== DATA PROVIDED ==
----

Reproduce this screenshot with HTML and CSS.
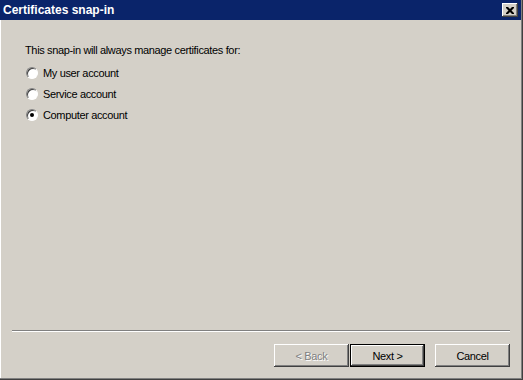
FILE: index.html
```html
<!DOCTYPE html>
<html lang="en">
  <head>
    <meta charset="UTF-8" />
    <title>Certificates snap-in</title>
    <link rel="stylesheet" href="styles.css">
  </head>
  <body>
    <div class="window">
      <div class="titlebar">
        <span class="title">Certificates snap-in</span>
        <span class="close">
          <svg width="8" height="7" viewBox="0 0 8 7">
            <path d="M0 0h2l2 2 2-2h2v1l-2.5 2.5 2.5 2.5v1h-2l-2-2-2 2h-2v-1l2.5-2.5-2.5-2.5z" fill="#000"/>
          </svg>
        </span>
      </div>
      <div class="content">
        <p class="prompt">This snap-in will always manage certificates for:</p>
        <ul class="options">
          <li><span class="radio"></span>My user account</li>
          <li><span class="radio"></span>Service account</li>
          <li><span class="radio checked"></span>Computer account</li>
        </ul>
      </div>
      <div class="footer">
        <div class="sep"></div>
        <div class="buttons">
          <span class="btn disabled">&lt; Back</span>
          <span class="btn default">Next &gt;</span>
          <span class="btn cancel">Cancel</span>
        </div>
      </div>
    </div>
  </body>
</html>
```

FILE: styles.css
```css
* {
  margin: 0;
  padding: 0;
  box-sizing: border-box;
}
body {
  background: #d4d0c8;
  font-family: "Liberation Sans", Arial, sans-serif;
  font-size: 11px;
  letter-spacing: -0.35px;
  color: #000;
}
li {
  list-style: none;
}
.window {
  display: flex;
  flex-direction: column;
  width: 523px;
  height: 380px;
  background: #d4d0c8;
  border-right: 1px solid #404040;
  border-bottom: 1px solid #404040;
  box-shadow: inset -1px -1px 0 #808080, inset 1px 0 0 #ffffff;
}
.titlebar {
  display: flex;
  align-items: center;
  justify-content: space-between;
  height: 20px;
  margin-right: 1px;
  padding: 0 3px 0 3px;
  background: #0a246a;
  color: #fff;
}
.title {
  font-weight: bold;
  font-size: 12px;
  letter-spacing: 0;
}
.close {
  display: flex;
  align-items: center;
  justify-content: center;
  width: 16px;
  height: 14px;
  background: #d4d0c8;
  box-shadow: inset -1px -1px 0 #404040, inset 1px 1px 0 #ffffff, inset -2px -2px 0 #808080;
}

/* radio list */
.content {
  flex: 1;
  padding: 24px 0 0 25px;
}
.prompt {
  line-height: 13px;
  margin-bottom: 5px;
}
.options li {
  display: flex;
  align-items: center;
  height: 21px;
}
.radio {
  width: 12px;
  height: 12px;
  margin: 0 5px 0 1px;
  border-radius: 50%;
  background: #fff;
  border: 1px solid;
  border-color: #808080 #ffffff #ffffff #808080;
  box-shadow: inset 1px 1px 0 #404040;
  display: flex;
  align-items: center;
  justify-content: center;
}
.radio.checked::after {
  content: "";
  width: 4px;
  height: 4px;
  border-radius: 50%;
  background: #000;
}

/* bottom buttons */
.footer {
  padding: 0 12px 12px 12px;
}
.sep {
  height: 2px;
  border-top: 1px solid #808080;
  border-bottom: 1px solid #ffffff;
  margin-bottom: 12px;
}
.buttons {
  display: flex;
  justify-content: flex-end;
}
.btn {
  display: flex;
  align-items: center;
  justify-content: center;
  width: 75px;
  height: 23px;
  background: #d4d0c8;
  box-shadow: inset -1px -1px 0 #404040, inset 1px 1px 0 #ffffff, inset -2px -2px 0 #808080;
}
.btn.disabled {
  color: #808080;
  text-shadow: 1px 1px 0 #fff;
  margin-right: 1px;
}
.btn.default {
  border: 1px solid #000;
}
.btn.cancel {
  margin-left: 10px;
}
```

----

== WORK TO BE COMPLETED ==
From the listing, extract all text exactly as given and drop any picture.

== FINISHED TASK ==
Reproduce this screenshot with HTML and CSS.
FILE: index.html
```html
<!DOCTYPE html>
<html lang="en">
  <head>
    <meta charset="UTF-8" />
    <title>Certificates snap-in</title>
    <link rel="stylesheet" href="styles.css">
  </head>
  <body>
    <div class="window">
      <div class="titlebar">
        <span class="title">Certificates snap-in</span>
        <span class="close">
          <svg width="8" height="7" viewBox="0 0 8 7">
            <path d="M0 0h2l2 2 2-2h2v1l-2.5 2.5 2.5 2.5v1h-2l-2-2-2 2h-2v-1l2.5-2.5-2.5-2.5z" fill="#000"/>
          </svg>
        </span>
      </div>
      <div class="content">
        <p class="prompt">This snap-in will always manage certificates for:</p>
        <ul class="options">
          <li><span class="radio"></span>My user account</li>
          <li><span class="radio"></span>Service account</li>
          <li><span class="radio checked"></span>Computer account</li>
        </ul>
      </div>
      <div class="footer">
        <div class="sep"></div>
        <div class="buttons">
          <span class="btn disabled">&lt; Back</span>
          <span class="btn default">Next &gt;</span>
          <span class="btn cancel">Cancel</span>
        </div>
      </div>
    </div>
  </body>
</html>
```

FILE: styles.css
```css
* {
  margin: 0;
  padding: 0;
  box-sizing: border-box;
}
body {
  background: #d4d0c8;
  font-family: "Liberation Sans", Arial, sans-serif;
  font-size: 11px;
  letter-spacing: -0.35px;
  color: #000;
}
li {
  list-style: none;
}
.window {
  display: flex;
  flex-direction: column;
  width: 523px;
  height: 380px;
  background: #d4d0c8;
  border-right: 1px solid #404040;
  border-bottom: 1px solid #404040;
  box-shadow: inset -1px -1px 0 #808080, inset 1px 0 0 #ffffff;
}
.titlebar {
  display: flex;
  align-items: center;
  justify-content: space-between;
  height: 20px;
  margin-right: 1px;
  padding: 0 3px 0 3px;
  background: #0a246a;
  color: #fff;
}
.title {
  font-weight: bold;
  font-size: 12px;
  letter-spacing: 0;
}
.close {
  display: flex;
  align-items: center;
  justify-content: center;
  width: 16px;
  height: 14px;
  background: #d4d0c8;
  box-shadow: inset -1px -1px 0 #404040, inset 1px 1px 0 #ffffff, inset -2px -2px 0 #808080;
}

/* radio list */
.content {
  flex: 1;
  padding: 24px 0 0 25px;
}
.prompt {
  line-height: 13px;
  margin-bottom: 5px;
}
.options li {
  display: flex;
  align-items: center;
  height: 21px;
}
.radio {
  width: 12px;
  height: 12px;
  margin: 0 5px 0 1px;
  border-radius: 50%;
  background: #fff;
  border: 1px solid;
  border-color: #808080 #ffffff #ffffff #808080;
  box-shadow: inset 1px 1px 0 #404040;
  display: flex;
  align-items: center;
  justify-content: center;
}
.radio.checked::after {
  content: "";
  width: 4px;
  height: 4px;
  border-radius: 50%;
  background: #000;
}

/* bottom buttons */
.footer {
  padding: 0 12px 12px 12px;
}
.sep {
  height: 2px;
  border-top: 1px solid #808080;
  border-bottom: 1px solid #ffffff;
  margin-bottom: 12px;
}
.buttons {
  display: flex;
  justify-content: flex-end;
}
.btn {
  display: flex;
  align-items: center;
  justify-content: center;
  width: 75px;
  height: 23px;
  background: #d4d0c8;
  box-shadow: inset -1px -1px 0 #404040, inset 1px 1px 0 #ffffff, inset -2px -2px 0 #808080;
}
.btn.disabled {
  color: #808080;
  text-shadow: 1px 1px 0 #fff;
  margin-right: 1px;
}
.btn.default {
  border: 1px solid #000;
}
.btn.cancel {
  margin-left: 10px;
}
```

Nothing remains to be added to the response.